# TASK DESCRIPTION
Identify and copy all lines of the material where the string "React" is found.
--- DATASET EXCERPT ---
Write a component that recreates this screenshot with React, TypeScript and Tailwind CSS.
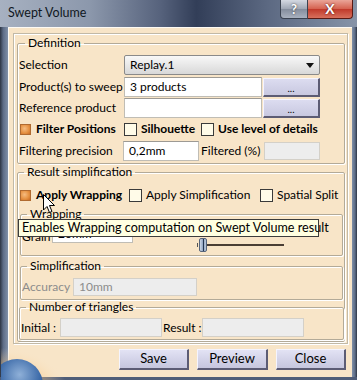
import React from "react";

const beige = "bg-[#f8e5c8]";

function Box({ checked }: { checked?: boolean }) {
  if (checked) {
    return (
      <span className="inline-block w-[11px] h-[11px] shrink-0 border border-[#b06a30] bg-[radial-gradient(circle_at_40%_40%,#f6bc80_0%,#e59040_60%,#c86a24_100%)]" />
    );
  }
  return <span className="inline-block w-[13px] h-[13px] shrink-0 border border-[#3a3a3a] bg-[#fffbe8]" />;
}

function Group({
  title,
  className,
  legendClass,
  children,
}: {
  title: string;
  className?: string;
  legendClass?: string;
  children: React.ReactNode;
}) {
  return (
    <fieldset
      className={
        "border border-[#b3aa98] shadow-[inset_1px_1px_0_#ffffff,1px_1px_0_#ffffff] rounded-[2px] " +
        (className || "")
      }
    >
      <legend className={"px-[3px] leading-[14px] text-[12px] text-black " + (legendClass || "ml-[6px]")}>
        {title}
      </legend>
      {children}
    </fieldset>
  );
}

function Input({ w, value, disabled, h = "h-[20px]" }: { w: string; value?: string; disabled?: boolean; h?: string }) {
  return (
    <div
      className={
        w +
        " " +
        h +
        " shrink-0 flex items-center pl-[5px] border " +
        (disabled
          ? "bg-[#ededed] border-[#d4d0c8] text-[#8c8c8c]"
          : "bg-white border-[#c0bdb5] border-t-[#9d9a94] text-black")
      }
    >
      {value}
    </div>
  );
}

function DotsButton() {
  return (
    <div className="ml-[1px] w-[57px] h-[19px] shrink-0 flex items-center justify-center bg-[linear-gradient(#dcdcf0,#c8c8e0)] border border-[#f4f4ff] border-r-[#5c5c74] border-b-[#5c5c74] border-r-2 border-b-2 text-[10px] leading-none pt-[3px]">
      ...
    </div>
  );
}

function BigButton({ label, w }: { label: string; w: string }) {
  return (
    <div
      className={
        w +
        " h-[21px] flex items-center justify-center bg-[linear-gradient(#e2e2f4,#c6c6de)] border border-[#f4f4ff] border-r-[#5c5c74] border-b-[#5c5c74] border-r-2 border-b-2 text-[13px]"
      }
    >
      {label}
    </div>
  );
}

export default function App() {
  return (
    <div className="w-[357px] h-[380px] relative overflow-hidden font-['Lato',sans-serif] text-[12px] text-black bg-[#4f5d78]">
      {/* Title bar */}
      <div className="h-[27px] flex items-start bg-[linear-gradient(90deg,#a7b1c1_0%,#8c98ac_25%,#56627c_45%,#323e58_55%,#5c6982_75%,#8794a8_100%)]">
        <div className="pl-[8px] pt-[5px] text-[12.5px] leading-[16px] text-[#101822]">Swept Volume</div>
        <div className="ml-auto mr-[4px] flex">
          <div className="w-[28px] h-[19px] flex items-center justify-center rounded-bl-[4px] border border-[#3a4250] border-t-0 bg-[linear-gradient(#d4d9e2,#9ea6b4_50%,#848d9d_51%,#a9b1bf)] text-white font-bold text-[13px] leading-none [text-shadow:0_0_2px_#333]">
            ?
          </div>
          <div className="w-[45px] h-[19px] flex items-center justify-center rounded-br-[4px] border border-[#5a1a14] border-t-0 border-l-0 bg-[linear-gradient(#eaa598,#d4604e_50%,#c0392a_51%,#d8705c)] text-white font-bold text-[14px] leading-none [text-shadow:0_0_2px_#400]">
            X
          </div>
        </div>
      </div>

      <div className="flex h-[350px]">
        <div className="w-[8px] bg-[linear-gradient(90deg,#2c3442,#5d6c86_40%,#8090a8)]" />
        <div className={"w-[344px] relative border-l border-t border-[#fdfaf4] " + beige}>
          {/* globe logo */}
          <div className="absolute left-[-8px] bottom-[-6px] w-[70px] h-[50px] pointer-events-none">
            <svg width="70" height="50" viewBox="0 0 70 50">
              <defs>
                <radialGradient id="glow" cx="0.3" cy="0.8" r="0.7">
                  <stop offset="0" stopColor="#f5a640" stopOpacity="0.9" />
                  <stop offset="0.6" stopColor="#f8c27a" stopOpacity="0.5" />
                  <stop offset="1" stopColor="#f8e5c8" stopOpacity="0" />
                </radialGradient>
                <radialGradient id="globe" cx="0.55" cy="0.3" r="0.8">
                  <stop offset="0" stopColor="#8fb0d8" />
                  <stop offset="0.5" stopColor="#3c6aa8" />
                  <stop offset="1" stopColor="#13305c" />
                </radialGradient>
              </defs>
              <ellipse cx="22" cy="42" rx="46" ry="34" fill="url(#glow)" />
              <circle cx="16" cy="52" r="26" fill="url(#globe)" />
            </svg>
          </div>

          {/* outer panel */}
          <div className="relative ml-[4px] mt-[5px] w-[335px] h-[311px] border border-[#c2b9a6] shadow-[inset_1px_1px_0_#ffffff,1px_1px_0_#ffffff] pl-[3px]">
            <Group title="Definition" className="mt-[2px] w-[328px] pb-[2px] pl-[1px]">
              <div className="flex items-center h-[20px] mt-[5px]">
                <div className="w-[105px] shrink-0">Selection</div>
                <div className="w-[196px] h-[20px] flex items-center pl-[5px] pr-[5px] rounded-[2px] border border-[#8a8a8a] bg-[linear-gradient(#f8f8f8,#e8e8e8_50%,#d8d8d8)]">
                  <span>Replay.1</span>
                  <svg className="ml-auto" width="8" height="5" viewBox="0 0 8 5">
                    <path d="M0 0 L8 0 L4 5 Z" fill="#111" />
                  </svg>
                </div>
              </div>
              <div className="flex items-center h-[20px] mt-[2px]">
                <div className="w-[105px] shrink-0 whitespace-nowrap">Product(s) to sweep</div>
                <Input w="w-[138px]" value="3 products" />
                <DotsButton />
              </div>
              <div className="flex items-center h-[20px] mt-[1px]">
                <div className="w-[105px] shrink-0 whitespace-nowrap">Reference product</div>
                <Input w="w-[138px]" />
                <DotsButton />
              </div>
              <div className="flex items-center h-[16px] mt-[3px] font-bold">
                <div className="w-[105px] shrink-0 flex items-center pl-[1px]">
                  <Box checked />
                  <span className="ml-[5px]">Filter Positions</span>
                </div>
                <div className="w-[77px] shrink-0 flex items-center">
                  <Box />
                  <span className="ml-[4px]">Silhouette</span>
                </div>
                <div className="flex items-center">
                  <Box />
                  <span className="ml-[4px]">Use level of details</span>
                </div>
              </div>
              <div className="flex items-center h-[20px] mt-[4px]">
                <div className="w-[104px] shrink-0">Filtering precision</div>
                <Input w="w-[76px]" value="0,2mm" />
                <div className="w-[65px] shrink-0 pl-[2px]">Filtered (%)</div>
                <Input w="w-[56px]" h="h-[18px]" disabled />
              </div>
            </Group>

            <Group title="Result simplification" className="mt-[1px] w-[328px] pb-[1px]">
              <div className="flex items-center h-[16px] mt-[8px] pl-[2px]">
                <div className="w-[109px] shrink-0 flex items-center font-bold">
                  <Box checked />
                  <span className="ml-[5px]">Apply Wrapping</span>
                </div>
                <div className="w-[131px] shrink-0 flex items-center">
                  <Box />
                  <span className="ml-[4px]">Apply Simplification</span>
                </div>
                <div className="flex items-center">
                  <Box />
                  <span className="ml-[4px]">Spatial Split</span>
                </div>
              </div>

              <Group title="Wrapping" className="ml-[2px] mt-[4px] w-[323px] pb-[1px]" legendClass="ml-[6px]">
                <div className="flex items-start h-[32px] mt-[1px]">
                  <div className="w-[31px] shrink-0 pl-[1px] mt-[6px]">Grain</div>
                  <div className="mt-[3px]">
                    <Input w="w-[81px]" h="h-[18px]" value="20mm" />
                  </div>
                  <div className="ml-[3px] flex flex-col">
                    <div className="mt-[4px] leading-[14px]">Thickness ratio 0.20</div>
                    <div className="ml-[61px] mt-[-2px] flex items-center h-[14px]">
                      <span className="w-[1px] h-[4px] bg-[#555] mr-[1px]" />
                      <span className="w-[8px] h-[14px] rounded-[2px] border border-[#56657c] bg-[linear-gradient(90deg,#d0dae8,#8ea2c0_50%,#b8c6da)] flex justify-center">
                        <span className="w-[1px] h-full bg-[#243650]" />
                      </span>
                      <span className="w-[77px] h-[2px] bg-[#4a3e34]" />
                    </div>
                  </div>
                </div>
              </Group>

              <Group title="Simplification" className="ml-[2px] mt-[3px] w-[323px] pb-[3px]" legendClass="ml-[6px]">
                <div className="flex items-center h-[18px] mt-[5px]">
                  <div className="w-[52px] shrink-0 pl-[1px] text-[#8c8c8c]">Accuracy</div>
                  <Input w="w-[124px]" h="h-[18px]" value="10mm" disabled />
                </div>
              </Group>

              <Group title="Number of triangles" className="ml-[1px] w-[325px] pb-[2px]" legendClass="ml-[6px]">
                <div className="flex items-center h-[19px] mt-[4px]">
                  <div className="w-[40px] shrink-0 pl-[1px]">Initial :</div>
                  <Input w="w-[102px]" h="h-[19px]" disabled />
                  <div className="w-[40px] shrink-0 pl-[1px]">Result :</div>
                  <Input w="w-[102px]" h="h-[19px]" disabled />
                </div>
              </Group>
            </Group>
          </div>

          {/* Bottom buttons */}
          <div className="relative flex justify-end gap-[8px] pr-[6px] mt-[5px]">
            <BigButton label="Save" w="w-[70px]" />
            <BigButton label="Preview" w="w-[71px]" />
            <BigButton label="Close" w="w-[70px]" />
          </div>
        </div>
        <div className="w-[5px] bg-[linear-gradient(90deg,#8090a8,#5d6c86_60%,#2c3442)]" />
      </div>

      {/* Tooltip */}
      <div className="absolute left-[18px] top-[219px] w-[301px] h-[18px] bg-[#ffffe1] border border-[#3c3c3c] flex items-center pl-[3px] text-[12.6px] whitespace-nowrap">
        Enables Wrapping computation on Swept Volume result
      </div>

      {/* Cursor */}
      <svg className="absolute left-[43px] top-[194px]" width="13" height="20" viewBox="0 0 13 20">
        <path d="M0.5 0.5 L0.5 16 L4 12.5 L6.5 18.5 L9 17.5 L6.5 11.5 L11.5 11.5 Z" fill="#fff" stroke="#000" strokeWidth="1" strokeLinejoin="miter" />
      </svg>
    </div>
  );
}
---
# THE RESULT
Write a component that recreates this screenshot with React, TypeScript and Tailwind CSS.
import React from "react";
  children: React.ReactNode;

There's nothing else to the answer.